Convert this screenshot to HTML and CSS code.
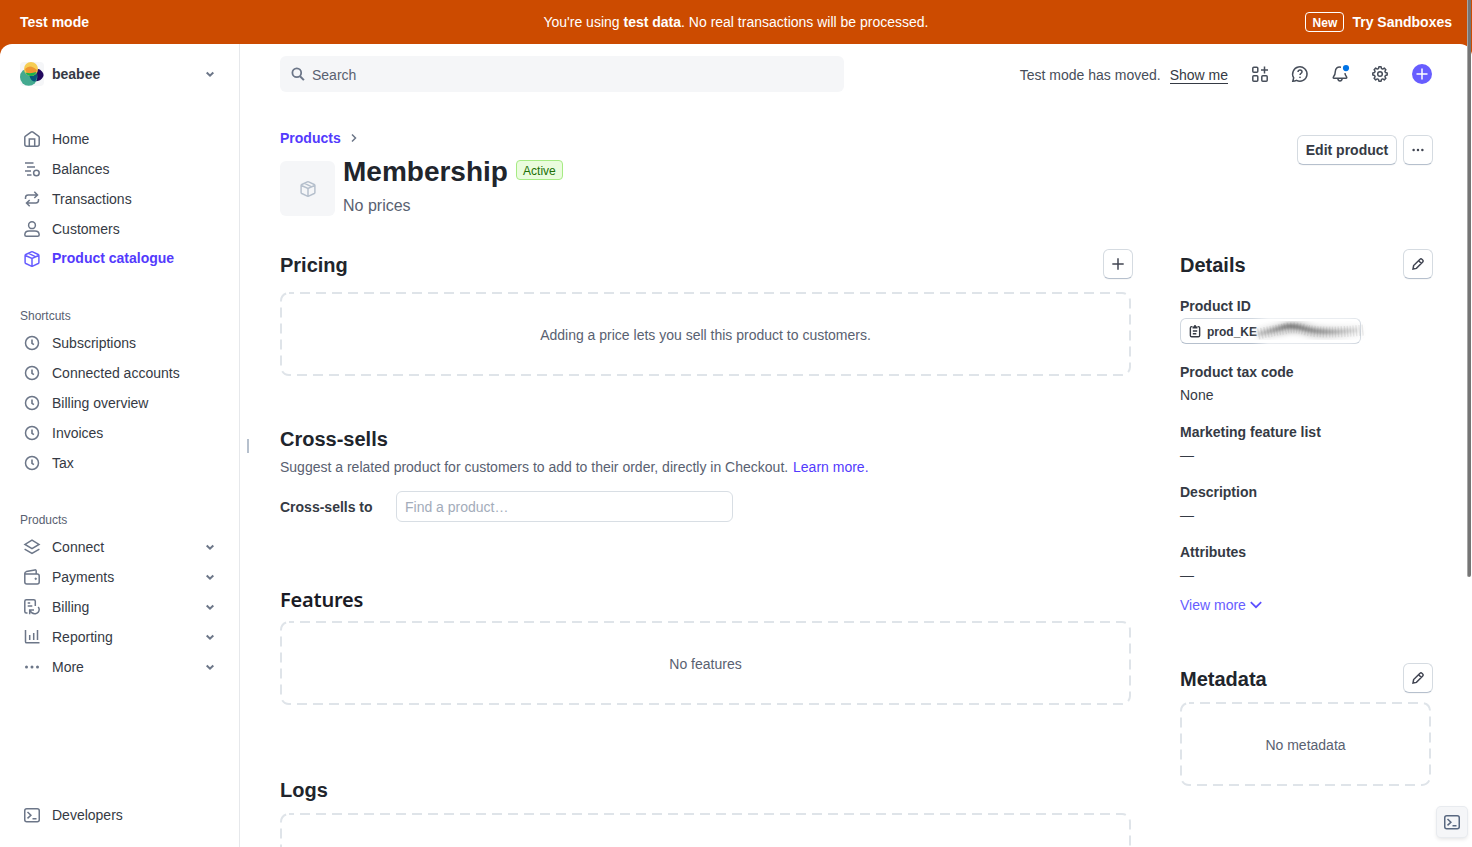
FILE: index.html
```html
<!DOCTYPE html>
<html lang="en">
<head>
<meta charset="utf-8">
<title>Membership – Products</title>
<link rel="stylesheet" href="styles.css">
</head>
<body>
<svg class="defs" width="0" height="0" aria-hidden="true">
  <symbol id="chev" viewBox="0 0 16 16"><path d="M4.700 6.500 8 9.700l3.300-3.200" stroke-width="2"/></symbol>
  <symbol id="clock" viewBox="0 0 16 16"><circle cx="8" cy="8" r="6.500"/><path d="M8 4.500V8.300l1.900 1.400" stroke-width="1.600"/></symbol>
  <symbol id="box" viewBox="0 0 16 16"><path d="M7.300.9Q8 .6 8.700.9L14.200 3.500Q14.900 3.900 14.900 4.600V11.400Q14.900 12.100 14.200 12.500L8.700 15.100Q8 15.400 7.300 15.100L1.800 12.500Q1.100 12.100 1.100 11.400V4.600Q1.100 3.900 1.800 3.500ZM1.400 4.500 8 7.500 14.600 4.500M8 7.500V15M4.600 2.300 11.300 5.600"/></symbol>
  <symbol id="term" viewBox="0 0 16 16"><rect x=".75" y="1.750" width="14.500" height="13" rx="2"/><path d="M3.500 5 6.900 8.200 3.500 11.400M8.500 11.700h4"/></symbol>
  <symbol id="pencil" viewBox="0 0 16 16"><path d="m2.300 13.700.7-3.900 7.300-7.200a1.500 1.500 0 0 1 2.200 0l.9.9a1.500 1.500 0 0 1 0 2.200l-7.200 7.300Zm6.200-9.600 3.400 3.400" stroke-width="1.700"/></symbol>
</svg>

<header class="banner">
  <b class="banner-mode">Test mode</b>
  <span class="banner-msg">You're using <b>test data</b>. No real transactions will be processed.</span>
  <span class="banner-cta"><b class="new-tag">New</b><b>Try Sandboxes</b></span>
</header>

<div class="app">
  <aside class="sidebar">
    <div class="account">
      <svg class="logo" viewBox="0 0 24 24"><rect width="24" height="24" rx="4" fill="#f5f6f8"/><path d="M15 7.500q4-2 7 2 2.500 3 1 5.500-2 4-8 4.500-3-6 0-12" fill="#22085e"/><circle cx="8.700" cy="15" r="8.700" fill="#43a98f"/><path d="M9.500 14 16.500 10.500q1.500 5-1.200 8.800-4 1-5.800-5.300" fill="#07577a"/><circle cx="11" cy="7" r="7" fill="#f6cd54"/><path d="M5 7q5-5.500 12 1-1 4-6 5-5-1.500-6-6" fill="#ef9632"/><path d="M5.500 10.500q5 1.500 11-.5-1.500 4-5.500 4-4-.3-5.500-3.500" fill="#17b34c"/></svg>
      <b>beabee</b><svg class="icon chev"><use href="#chev"/></svg>
    </div>
    <nav class="nav">
      <a class="item"><svg class="icon" viewBox="0 0 16 16"><path d="M.8 6.300Q.8 5.600 1.500 5.100L7 1.100q1-.7 2 0l5.500 4q.7.5.7 1.200V13.200q0 2-2 2H2.800q-2 0-2-2ZM5.300 15V8h5.400v7"/></svg>Home</a>
      <a class="item"><svg class="icon" viewBox="0 0 16 16"><path d="M1 2h8.500M3 6h8M1 10h6M3 14h4.500"/><circle cx="12.400" cy="12" r="2.800"/></svg>Balances</a>
      <a class="item"><svg class="icon" viewBox="0 0 16 16"><path d="M1.500 8V6.700Q1.500 4 4.200 4H13M10.300.8 13.500 4l-3.200 3M14.500 8v1.300q0 2.700-2.700 2.700H3M5.700 9 2.500 12l3.200 3.200"/></svg>Transactions</a>
      <a class="item"><svg class="icon" viewBox="0 0 16 16"><circle cx="8" cy="4.200" r="3.400"/><path d="M5 10h6q4 0 4.200 3.700 0 1.500-1.500 1.500H2.300q-1.500 0-1.500-1.500Q1 10 5 10Z"/></svg>Customers</a>
      <a class="item active"><svg class="icon"><use href="#box"/></svg><span>Product catalogue</span></a>
    </nav>
    <div class="label">Shortcuts</div>
    <nav>
      <a class="item"><svg class="icon"><use href="#clock"/></svg>Subscriptions</a>
      <a class="item"><svg class="icon"><use href="#clock"/></svg>Connected accounts</a>
      <a class="item"><svg class="icon"><use href="#clock"/></svg>Billing overview</a>
      <a class="item"><svg class="icon"><use href="#clock"/></svg>Invoices</a>
      <a class="item"><svg class="icon"><use href="#clock"/></svg>Tax</a>
    </nav>
    <div class="label">Products</div>
    <nav>
      <a class="item"><svg class="icon" viewBox="0 0 16 16"><path d="M8 1.200 15 5.400 8 9.600 1 5.400ZM.6 10.200 8 14.500l7.400-4.300"/></svg>Connect<svg class="icon chev"><use href="#chev"/></svg></a>
      <a class="item"><svg class="icon" viewBox="0 0 16 16"><path d="M.8 5h12.400q2 0 2 2v6q0 2-2 2H2.800q-2 0-2-2V4.500Q.8 3 2.300 2.600L10.800.9Q12.200.7 12.200 2v3"/><circle cx="11.700" cy="9.800" r=".8" fill="currentColor" stroke-width=".8"/></svg>Payments<svg class="icon chev"><use href="#chev"/></svg></a>
      <a class="item"><svg class="icon" viewBox="0 0 16 16"><path d="M3.500 14H2.300Q.8 14 .8 12.500V2.300Q.8.8 2.300.8h7.500q1.500 0 1.500 1.500V7M3.700 4h2.500M3.700 7h4.600M10 11H5.700v4.300M6 11.500q1.700 3.700 5.500 3.200 3.500-.7 3.700-4.200 0-1.200-1-2.500"/></svg>Billing<svg class="icon chev"><use href="#chev"/></svg></a>
      <a class="item"><svg class="icon" viewBox="0 0 16 16"><path d="M1.500 1v11.700q0 1.100 1.100 1.100H15.500M5.700 6v5M9.700 4v7M13.500 1v10"/></svg>Reporting<svg class="icon chev"><use href="#chev"/></svg></a>
      <a class="item"><svg class="icon solid" viewBox="0 0 16 16"><circle cx="2.500" cy="8" r="1.500"/><circle cx="8" cy="8" r="1.500"/><circle cx="13.500" cy="8" r="1.500"/></svg>More<svg class="icon chev"><use href="#chev"/></svg></a>
    </nav>
    <a class="item developers"><svg class="icon"><use href="#term"/></svg>Developers</a>
  </aside>
  <div class="resizer"></div>

  <main class="main">
    <div class="topbar">
      <div class="search"><svg class="icon" viewBox="0 0 16 16"><circle cx="6.800" cy="6.800" r="4.400" stroke-width="1.800"/><path d="m10 10.200 3.900 3.900" stroke-width="2"/></svg>Search</div>
      <div class="tools">
        <span class="moved">Test mode has moved.</span><a class="show">Show me</a>
        <svg class="icon t1" viewBox="0 0 16 16"><rect x=".8" y="1.300" width="5" height="5" rx="1"/><rect x=".8" y="9.800" width="5" height="5.400" rx="1"/><rect x="9.800" y="9.800" width="5.400" height="5.400" rx="1"/><path d="M12.500.5v7M9 4h7"/></svg>
        <svg class="icon" viewBox="0 0 16 16"><path d="M.8 15.200 1.700 11.800A7.200 7.200 0 1 1 4.500 14.400Q3 15.200.8 15.200Z"/><path d="M6 6q.2-2 2-2 2 0 2 1.800 0 1-1 1.500T8 9"/><circle cx="8" cy="11.300" r=".5" fill="currentColor" stroke-width=".8"/></svg>
        <svg class="icon" viewBox="0 0 16 16"><path d="M9 1.200Q3.600.3 3.300 5.500 3.300 8.700 1.500 10.800.7 12.200 2 12.200H14q1.300 0 .5-1.400-1.300-1.600-1.600-3.600M5.800 12.700q.4 2.400 2.200 2.400t2.200-2.400"/><circle cx="14" cy="2.100" r="3.100" fill="#0073e6" stroke="none"/></svg>
        <svg class="icon" viewBox="0 0 16 16"><path d="M6.500 2.600 6.900.8h2.200l.4 1.800 1.200.5 1.600-1 1.600 1.600-1 1.600.5 1.200 1.800.4v2.200l-1.800.4-.5 1.200 1 1.600-1.600 1.600-1.600-1-1.200.5-.4 1.800H6.900l-.4-1.800-1.200-.5-1.600 1-1.600-1.600 1-1.600-.5-1.200L.8 9.100V6.900l1.800-.4.500-1.200-1-1.600 1.600-1.600 1.600 1Z" stroke-linejoin="round"/><circle cx="8" cy="8" r="2.300"/></svg>
        <svg class="create" viewBox="0 0 20 20"><circle cx="10" cy="10" r="10" fill="#675dff"/><path d="M10 4.500v11M4.500 10h11" stroke="#fff" stroke-width="1.500"/></svg>
      </div>
    </div>

    <div class="page-head">
      <div>
        <div class="crumbs"><b>Products</b><svg viewBox="0 0 8 10"><path d="m2 1.500 3.500 3.500L2 8.500" fill="none" stroke="#6c7688" stroke-width="1.500"/></svg></div>
        <div class="product">
          <div class="thumb"><svg class="icon"><use href="#box"/></svg></div>
          <div>
            <div class="title-row"><h1>Membership</h1><span class="badge">Active</span></div>
            <div class="prices">No prices</div>
          </div>
        </div>
      </div>
      <div class="actions"><button class="btn">Edit product</button><button class="btn square"><svg class="icon solid" viewBox="0 0 16 16"><circle cx="3" cy="8" r="1.400"/><circle cx="8" cy="8" r="1.400"/><circle cx="13" cy="8" r="1.400"/></svg></button></div>
    </div>

    <div class="columns">
      <div class="left">
        <section class="pricing">
          <div class="head"><h2>Pricing</h2><button class="btn square"><svg class="icon" viewBox="0 0 16 16"><path d="M8 1.500v13M1.500 8h13" stroke-width="1.700"/></svg></button></div>
          <div class="empty"><svg><rect x="1" y="1" rx="8"/></svg><span>Adding a price lets you sell this product to customers.</span></div>
        </section>
        <section class="cross">
          <h2>Cross-sells</h2>
          <p>Suggest a related product for customers to add to their order, directly in Checkout. <a>Learn more.</a></p>
          <div class="field"><b>Cross-sells to</b><div class="input">Find a product…</div></div>
        </section>
        <section class="features">
          <h2 class="alt">Features</h2>
          <div class="empty"><svg><rect x="1" y="1" rx="8"/></svg><span>No features</span></div>
        </section>
        <section class="logs">
          <h2>Logs</h2>
          <div class="empty"><svg><rect x="1" y="1" rx="8"/></svg></div>
        </section>
      </div>
      <div class="right">
        <div class="head"><h2>Details</h2><button class="btn square"><svg class="icon"><use href="#pencil"/></svg></button></div>
        <dl>
          <dt>Product ID</dt>
          <dd class="id-row"><span class="pill"><svg class="icon" viewBox="0 0 16 16"><path d="M5 3H4.200Q2.700 3 2.700 4.500v8.600Q2.700 14.600 4.200 14.600h7.600q1.500 0 1.500-1.500V4.500Q13.300 3 11.800 3H11M5.500 8h5M5.500 11.200h4" stroke-width="1.600"/><path d="M5.200 5V2.800H6.500Q7 1.200 8 1.200t1.500 1.600h1.300V5Z" fill="currentColor" stroke="none"/></svg><span>prod_KE</span></span>
            <svg class="smudge" viewBox="0 0 116 36">
              <defs>
                <filter id="soft" x="-20%" y="-80%" width="140%" height="260%"><feGaussianBlur stdDeviation="2.800"/></filter>
                <filter id="fine" x="-20%" y="-80%" width="140%" height="260%"><feGaussianBlur stdDeviation="1.600"/></filter>
                <linearGradient id="veil"><stop offset="0" stop-color="#fff" stop-opacity="0"/><stop offset=".15" stop-color="#fff" stop-opacity=".7"/><stop offset=".9" stop-color="#fff" stop-opacity=".55"/><stop offset="1" stop-color="#fff" stop-opacity=".3"/></linearGradient>
                <linearGradient id="ink" gradientUnits="userSpaceOnUse" x1="0" y1="0" x2="116" y2="0"><stop offset="0" stop-color="#555" stop-opacity=".15"/><stop offset=".35" stop-color="#444" stop-opacity=".75"/><stop offset=".65" stop-color="#555" stop-opacity=".55"/><stop offset="1" stop-color="#888" stop-opacity=".12"/></linearGradient>
              </defs>
              <rect x="2" y="3" width="108" height="30" fill="url(#veil)" filter="url(#fine)"/>
              <path d="M6 21Q20 19 32 16 44 12 58 17 74 22 112 17" fill="none" stroke="url(#ink)" stroke-width="12" opacity=".4" filter="url(#soft)"/>
              <path d="M8 21Q22 18 34 14 44 12 56 16 74 21 108 17" fill="none" stroke="url(#ink)" stroke-width="4.500" opacity=".75" filter="url(#fine)"/>
              <path d="M8 21Q22 18 34 16 44 13 56 17 74 21 114 17" fill="none" stroke="#666" stroke-width="11" stroke-dasharray="1.300 1.700" opacity=".12"/>
            </svg>
          </dd>
          <dt class="tax">Product tax code</dt><dd>None</dd>
          <dt>Marketing feature list</dt><dd>—</dd>
          <dt>Description</dt><dd>—</dd>
          <dt>Attributes</dt><dd>—</dd>
        </dl>
        <a class="more">View more<svg viewBox="0 0 12 8"><path d="m.8 1.200 5.200 5 5.200-5" fill="none" stroke="#5b4fff" stroke-width="1.700"/></svg></a>
        <div class="head meta"><h2>Metadata</h2><button class="btn square"><svg class="icon"><use href="#pencil"/></svg></button></div>
        <div class="empty"><svg><rect x="1" y="1" rx="8"/></svg><span>No metadata</span></div>
      </div>
    </div>
  </main>
</div>
<button class="console"><svg class="icon"><use href="#term"/></svg></button>
<div class="scrollbar"></div>
</body>
</html>
```
FILE: styles.css
```css
* { box-sizing: border-box; }
body { margin: 0; height: 847px; overflow: hidden; display: flex; flex-direction: column; background: #cc4b00; color: #353a44; font: 14px/20px "Liberation Sans", Arial, sans-serif; }
h1, h2, p, dl, dd { margin: 0; }
.defs { position: absolute; }
.icon { width: 16px; height: 16px; flex: none; display: block; overflow: visible; fill: none; stroke: currentColor; stroke-width: 1.5; }
.icon.solid { fill: currentColor; stroke: none; }

.banner { height: 44px; flex: none; display: grid; grid-template-columns: 1fr auto 1fr; align-items: center; padding: 0 20px; color: #fff; }
.banner-cta { display: flex; justify-content: flex-end; align-items: center; gap: 8px; }
.new-tag { width: 39px; height: 20px; border: 1px solid #fff; border-radius: 4px; font-size: 12px; line-height: 20px; text-align: center; }

.app { flex: 1; min-height: 0; display: flex; background: #fff; border-radius: 12px 12px 0 0; overflow: hidden; }
.sidebar { width: 240px; flex: none; display: flex; flex-direction: column; padding: 0 20px 17px; border-right: 1px solid #e6e8eb; }
.account { height: 60px; display: flex; align-items: center; gap: 8px; }
.logo { width: 24px; height: 24px; }
.chev { margin-left: auto; margin-right: 1px; color: #6c7688; }
.nav { margin-top: 20px; }
.item { height: 30px; display: flex; align-items: center; padding-left: 4px; }
.item > .icon:first-child { margin-right: 12px; color: #6c7688; }
.item.active { color: #533afd; font-weight: 700; }
.item.active > .icon:first-child { color: #675dff; }
.item.active span { margin-top: -2px; }
.label { margin-top: 30px; height: 24px; line-height: 24px; font-size: 12px; color: #596171; }
.developers { margin-top: auto; }
.resizer { width: 2px; height: 14px; margin: 395px 0 0 7px; background: #b6c0cd; flex: none; }

.main { flex: 1; min-width: 0; padding: 12px 39px 0 31px; }
.topbar { display: flex; height: 36px; justify-content: space-between; align-items: center; }
.search { width: 564px; height: 36px; padding: 2px 10px 0; display: flex; align-items: center; gap: 6px; border-radius: 6px; background: #f5f6f8; color: #596171; }
.search .icon { color: #6c7688; margin-top: -2px; }
.tools { display: flex; align-items: center; gap: 24px; color: #474e5a; }
.moved { margin: 2px -15px 0 0; }
.show { margin-top: 2px; line-height: 16px; border-bottom: 1px solid #353a44; color: #353a44; }
.create { width: 20px; height: 20px; margin-right: 1px; }

.page-head { display: flex; justify-content: space-between; margin-top: 36px; height: 121px; }
.crumbs { display: flex; align-items: center; gap: 9px; height: 20px; color: #533afd; }
.crumbs svg { width: 8px; height: 10px; }
.product { display: flex; gap: 8px; margin-top: 7px; }
.thumb { width: 55px; height: 55px; margin-top: 6px; border-radius: 6px; background: #f5f6f8; display: grid; place-items: center; color: #b6c0cd; }
.title-row { display: flex; align-items: center; gap: 8px; height: 34px; color: #21252c; }
h1 { font-size: 28px; line-height: 34px; }
.badge { width: 47px; height: 20px; margin-top: -4px; border: 1px solid #a6eb84; border-radius: 4px; background: #eafcdd; color: #217005; font-size: 12px; line-height: 20px; text-align: center; }
.prices { font-size: 16px; line-height: 24px; margin-top: 5px; color: #596171; }
.actions { display: flex; gap: 6px; margin-top: 7px; }
.btn { height: 30px; width: 100px; padding: 0; display: grid; place-items: center; background: #fff; border: 1px solid #d5dbe1; border-bottom-color: #b6c0cd; border-radius: 6px; font: bold 14px "Liberation Sans", Arial, sans-serif; color: #353a44; box-shadow: 0 1px 1px rgba(0,0,0,.03); }
.btn.square { width: 30px; }
.btn .icon { color: #414552; width: 14px; height: 14px; }

.columns { display: grid; grid-template-columns: 853px 253px; column-gap: 47px; }
h2 { font-size: 20px; line-height: 28px; color: #21252c; }
h2.alt { font-family: "Noto Sans", sans-serif; font-weight: 600; color: #1a1b25; letter-spacing: -.2px; }
.head { display: flex; justify-content: space-between; align-items: center; height: 30px; }
.head h2 { padding-top: 2px; }
.empty { position: relative; width: calc(100% - 2px); height: 84px; padding-top: 2px; display: grid; place-items: center; color: #596171; }
.empty svg { position: absolute; inset: 0; width: 100%; height: 100%; }
.empty rect { width: calc(100% - 2px); height: calc(100% - 2px); fill: none; stroke: #dfe4e9; stroke-width: 2; stroke-dasharray: 10 6; stroke-dashoffset: 5; }
.pricing .empty { margin-top: 13px; }
.cross { margin-top: 49px; }
.cross p { margin-top: 4px; color: #596171; }
.cross a { color: #533afd; margin-left: 1px; }
.field { display: flex; align-items: center; margin-top: 14px; height: 31px; }
.field b { width: 116px; }
.input { width: 337px; height: 31px; border: 1px solid #d8dee4; border-radius: 6px; padding-left: 8px; line-height: 30px; color: #a3acba; }
.features { margin-top: 64px; }
.features .empty { margin-top: 7px; }
.logs { margin-top: 71px; }
.logs .empty { margin-top: 9px; }

.right { min-width: 0; }
dl { margin-top: 17px; }
dt { font-weight: 700; height: 23px; margin-top: 17px; }
dt:first-child { margin-top: 0; height: 22px; }
dd { height: 20px; }
dt.tax { margin-top: 18px; }
.id-row { position: relative; height: 26px; }
.pill { width: 181px; height: 26px; display: flex; align-items: center; gap: 5px; padding-left: 7px; border: 1px solid #d0d7df; border-bottom-color: #b6c0cd; border-radius: 6px; font-weight: 700; font-size: 12px; }
.pill .icon { width: 14px; height: 14px; }
.pill span { padding-top: 2px; }
.smudge { position: absolute; left: 70px; top: -5px; width: 116px; height: 36px; }
.more { display: flex; align-items: center; gap: 4px; margin-top: 10px; color: #675dff; }
.more svg { width: 12px; height: 8px; }
.meta { margin: 48px 0 9px; }

.console { position: absolute; left: 1437px; top: 807px; width: 30px; height: 30px; padding: 0; display: grid; place-items: center; border: 0; border-radius: 4px; background: #f5f6f8; color: #596880; box-shadow: 0 0 0 1px #e8ebef, 0 2px 4px rgba(0,0,0,.12); }
.scrollbar { position: absolute; left: 1467px; top: -4px; width: 4px; height: 581px; border-radius: 2px; background: #757575; border-left: 1px solid #a7a7a7; }
```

........

* Exercise requirements *
Find the string "this" in the listing and return every line that holds it.

* Task result *
Convert this screenshot to HTML and CSS code.
          <div class="empty"><svg><rect x="1" y="1" rx="8"/></svg><span>Adding a price lets you sell this product to customers.</span></div>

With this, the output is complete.